-- START --
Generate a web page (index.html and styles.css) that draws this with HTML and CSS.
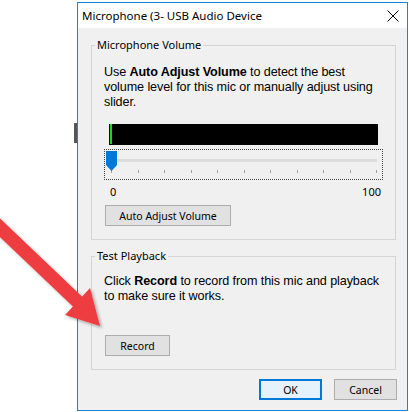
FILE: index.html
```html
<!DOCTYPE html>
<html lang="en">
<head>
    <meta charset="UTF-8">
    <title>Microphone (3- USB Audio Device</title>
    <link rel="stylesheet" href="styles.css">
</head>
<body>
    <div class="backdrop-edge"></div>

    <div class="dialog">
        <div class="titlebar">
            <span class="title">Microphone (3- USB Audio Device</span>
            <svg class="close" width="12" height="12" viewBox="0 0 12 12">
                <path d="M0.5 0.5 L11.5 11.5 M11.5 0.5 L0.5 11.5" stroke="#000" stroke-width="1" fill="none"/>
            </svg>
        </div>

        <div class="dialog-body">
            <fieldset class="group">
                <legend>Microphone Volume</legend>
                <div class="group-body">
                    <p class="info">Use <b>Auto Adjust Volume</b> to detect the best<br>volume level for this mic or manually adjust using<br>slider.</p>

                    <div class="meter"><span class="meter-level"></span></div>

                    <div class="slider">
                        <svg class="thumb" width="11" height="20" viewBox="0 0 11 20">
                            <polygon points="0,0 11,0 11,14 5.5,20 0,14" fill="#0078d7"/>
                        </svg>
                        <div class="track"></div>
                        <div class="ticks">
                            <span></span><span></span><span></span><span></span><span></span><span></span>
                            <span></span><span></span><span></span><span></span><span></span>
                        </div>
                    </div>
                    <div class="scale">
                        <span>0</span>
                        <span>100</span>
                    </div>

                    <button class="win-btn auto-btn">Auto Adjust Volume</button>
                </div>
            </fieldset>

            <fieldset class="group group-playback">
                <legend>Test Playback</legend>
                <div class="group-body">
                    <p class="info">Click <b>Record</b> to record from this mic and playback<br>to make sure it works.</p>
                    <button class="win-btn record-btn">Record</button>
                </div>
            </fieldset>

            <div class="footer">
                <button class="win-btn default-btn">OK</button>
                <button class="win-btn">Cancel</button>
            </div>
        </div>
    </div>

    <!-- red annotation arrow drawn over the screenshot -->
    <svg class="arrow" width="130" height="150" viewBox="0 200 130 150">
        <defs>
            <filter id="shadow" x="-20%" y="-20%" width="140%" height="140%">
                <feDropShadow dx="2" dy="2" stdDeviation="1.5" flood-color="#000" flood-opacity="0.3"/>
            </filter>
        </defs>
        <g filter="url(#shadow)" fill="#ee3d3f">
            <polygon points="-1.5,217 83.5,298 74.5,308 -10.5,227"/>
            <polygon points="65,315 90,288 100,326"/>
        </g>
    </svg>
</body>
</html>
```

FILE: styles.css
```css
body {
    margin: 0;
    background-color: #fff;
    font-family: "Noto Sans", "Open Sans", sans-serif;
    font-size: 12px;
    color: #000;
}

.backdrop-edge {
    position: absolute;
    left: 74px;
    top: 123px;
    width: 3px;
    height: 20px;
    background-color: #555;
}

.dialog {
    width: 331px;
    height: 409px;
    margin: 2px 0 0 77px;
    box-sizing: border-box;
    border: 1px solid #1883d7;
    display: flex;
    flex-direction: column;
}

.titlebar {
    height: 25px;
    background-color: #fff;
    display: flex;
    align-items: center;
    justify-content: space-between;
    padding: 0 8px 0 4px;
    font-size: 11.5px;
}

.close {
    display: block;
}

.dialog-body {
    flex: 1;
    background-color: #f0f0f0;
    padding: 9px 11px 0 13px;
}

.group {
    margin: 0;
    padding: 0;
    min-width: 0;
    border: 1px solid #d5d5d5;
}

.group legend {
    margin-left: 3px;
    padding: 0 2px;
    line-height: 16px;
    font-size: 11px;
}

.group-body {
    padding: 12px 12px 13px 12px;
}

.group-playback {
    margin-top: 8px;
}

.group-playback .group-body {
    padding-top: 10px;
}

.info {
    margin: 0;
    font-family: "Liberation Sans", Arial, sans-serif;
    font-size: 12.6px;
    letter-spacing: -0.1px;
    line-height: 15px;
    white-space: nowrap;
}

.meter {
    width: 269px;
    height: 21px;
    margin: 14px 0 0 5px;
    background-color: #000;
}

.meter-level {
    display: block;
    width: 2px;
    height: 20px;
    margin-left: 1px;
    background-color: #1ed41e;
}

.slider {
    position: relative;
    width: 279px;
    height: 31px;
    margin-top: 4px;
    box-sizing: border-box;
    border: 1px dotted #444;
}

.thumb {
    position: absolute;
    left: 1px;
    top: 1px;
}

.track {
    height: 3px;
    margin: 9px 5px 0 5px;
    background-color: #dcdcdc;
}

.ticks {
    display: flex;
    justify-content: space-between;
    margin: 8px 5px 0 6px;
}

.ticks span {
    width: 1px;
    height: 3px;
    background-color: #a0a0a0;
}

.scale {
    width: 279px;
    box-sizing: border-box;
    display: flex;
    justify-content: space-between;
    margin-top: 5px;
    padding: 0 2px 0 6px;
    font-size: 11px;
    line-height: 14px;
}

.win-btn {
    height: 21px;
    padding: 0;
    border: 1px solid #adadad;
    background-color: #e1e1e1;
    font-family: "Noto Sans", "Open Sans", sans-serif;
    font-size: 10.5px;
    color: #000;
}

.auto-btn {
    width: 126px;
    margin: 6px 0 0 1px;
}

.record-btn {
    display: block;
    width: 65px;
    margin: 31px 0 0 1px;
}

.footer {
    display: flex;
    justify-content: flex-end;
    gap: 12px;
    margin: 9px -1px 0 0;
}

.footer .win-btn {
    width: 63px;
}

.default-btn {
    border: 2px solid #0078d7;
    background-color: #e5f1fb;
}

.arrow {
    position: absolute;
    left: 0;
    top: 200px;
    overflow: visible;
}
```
-- END --
Direction: Copy the data character for character, but drop all pictures from the copy.

Answer in full:
Generate a web page (index.html and styles.css) that draws this with HTML and CSS.
FILE: index.html
```html
<!DOCTYPE html>
<html lang="en">
<head>
    <meta charset="UTF-8">
    <title>Microphone (3- USB Audio Device</title>
    <link rel="stylesheet" href="styles.css">
</head>
<body>
    <div class="backdrop-edge"></div>

    <div class="dialog">
        <div class="titlebar">
            <span class="title">Microphone (3- USB Audio Device</span>
            <svg class="close" width="12" height="12" viewBox="0 0 12 12">
                <path d="M0.5 0.5 L11.5 11.5 M11.5 0.5 L0.5 11.5" stroke="#000" stroke-width="1" fill="none"/>
            </svg>
        </div>

        <div class="dialog-body">
            <fieldset class="group">
                <legend>Microphone Volume</legend>
                <div class="group-body">
                    <p class="info">Use <b>Auto Adjust Volume</b> to detect the best<br>volume level for this mic or manually adjust using<br>slider.</p>

                    <div class="meter"><span class="meter-level"></span></div>

                    <div class="slider">
                        <svg class="thumb" width="11" height="20" viewBox="0 0 11 20">
                            <polygon points="0,0 11,0 11,14 5.5,20 0,14" fill="#0078d7"/>
                        </svg>
                        <div class="track"></div>
                        <div class="ticks">
                            <span></span><span></span><span></span><span></span><span></span><span></span>
                            <span></span><span></span><span></span><span></span><span></span>
                        </div>
                    </div>
                    <div class="scale">
                        <span>0</span>
                        <span>100</span>
                    </div>

                    <button class="win-btn auto-btn">Auto Adjust Volume</button>
                </div>
            </fieldset>

            <fieldset class="group group-playback">
                <legend>Test Playback</legend>
                <div class="group-body">
                    <p class="info">Click <b>Record</b> to record from this mic and playback<br>to make sure it works.</p>
                    <button class="win-btn record-btn">Record</button>
                </div>
            </fieldset>

            <div class="footer">
                <button class="win-btn default-btn">OK</button>
                <button class="win-btn">Cancel</button>
            </div>
        </div>
    </div>

    <!-- red annotation arrow drawn over the screenshot -->
    <svg class="arrow" width="130" height="150" viewBox="0 200 130 150">
        <defs>
            <filter id="shadow" x="-20%" y="-20%" width="140%" height="140%">
                <feDropShadow dx="2" dy="2" stdDeviation="1.5" flood-color="#000" flood-opacity="0.3"/>
            </filter>
        </defs>
        <g filter="url(#shadow)" fill="#ee3d3f">
            <polygon points="-1.5,217 83.5,298 74.5,308 -10.5,227"/>
            <polygon points="65,315 90,288 100,326"/>
        </g>
    </svg>
</body>
</html>
```

FILE: styles.css
```css
body {
    margin: 0;
    background-color: #fff;
    font-family: "Noto Sans", "Open Sans", sans-serif;
    font-size: 12px;
    color: #000;
}

.backdrop-edge {
    position: absolute;
    left: 74px;
    top: 123px;
    width: 3px;
    height: 20px;
    background-color: #555;
}

.dialog {
    width: 331px;
    height: 409px;
    margin: 2px 0 0 77px;
    box-sizing: border-box;
    border: 1px solid #1883d7;
    display: flex;
    flex-direction: column;
}

.titlebar {
    height: 25px;
    background-color: #fff;
    display: flex;
    align-items: center;
    justify-content: space-between;
    padding: 0 8px 0 4px;
    font-size: 11.5px;
}

.close {
    display: block;
}

.dialog-body {
    flex: 1;
    background-color: #f0f0f0;
    padding: 9px 11px 0 13px;
}

.group {
    margin: 0;
    padding: 0;
    min-width: 0;
    border: 1px solid #d5d5d5;
}

.group legend {
    margin-left: 3px;
    padding: 0 2px;
    line-height: 16px;
    font-size: 11px;
}

.group-body {
    padding: 12px 12px 13px 12px;
}

.group-playback {
    margin-top: 8px;
}

.group-playback .group-body {
    padding-top: 10px;
}

.info {
    margin: 0;
    font-family: "Liberation Sans", Arial, sans-serif;
    font-size: 12.6px;
    letter-spacing: -0.1px;
    line-height: 15px;
    white-space: nowrap;
}

.meter {
    width: 269px;
    height: 21px;
    margin: 14px 0 0 5px;
    background-color: #000;
}

.meter-level {
    display: block;
    width: 2px;
    height: 20px;
    margin-left: 1px;
    background-color: #1ed41e;
}

.slider {
    position: relative;
    width: 279px;
    height: 31px;
    margin-top: 4px;
    box-sizing: border-box;
    border: 1px dotted #444;
}

.thumb {
    position: absolute;
    left: 1px;
    top: 1px;
}

.track {
    height: 3px;
    margin: 9px 5px 0 5px;
    background-color: #dcdcdc;
}

.ticks {
    display: flex;
    justify-content: space-between;
    margin: 8px 5px 0 6px;
}

.ticks span {
    width: 1px;
    height: 3px;
    background-color: #a0a0a0;
}

.scale {
    width: 279px;
    box-sizing: border-box;
    display: flex;
    justify-content: space-between;
    margin-top: 5px;
    padding: 0 2px 0 6px;
    font-size: 11px;
    line-height: 14px;
}

.win-btn {
    height: 21px;
    padding: 0;
    border: 1px solid #adadad;
    background-color: #e1e1e1;
    font-family: "Noto Sans", "Open Sans", sans-serif;
    font-size: 10.5px;
    color: #000;
}

.auto-btn {
    width: 126px;
    margin: 6px 0 0 1px;
}

.record-btn {
    display: block;
    width: 65px;
    margin: 31px 0 0 1px;
}

.footer {
    display: flex;
    justify-content: flex-end;
    gap: 12px;
    margin: 9px -1px 0 0;
}

.footer .win-btn {
    width: 63px;
}

.default-btn {
    border: 2px solid #0078d7;
    background-color: #e5f1fb;
}

.arrow {
    position: absolute;
    left: 0;
    top: 200px;
    overflow: visible;
}
```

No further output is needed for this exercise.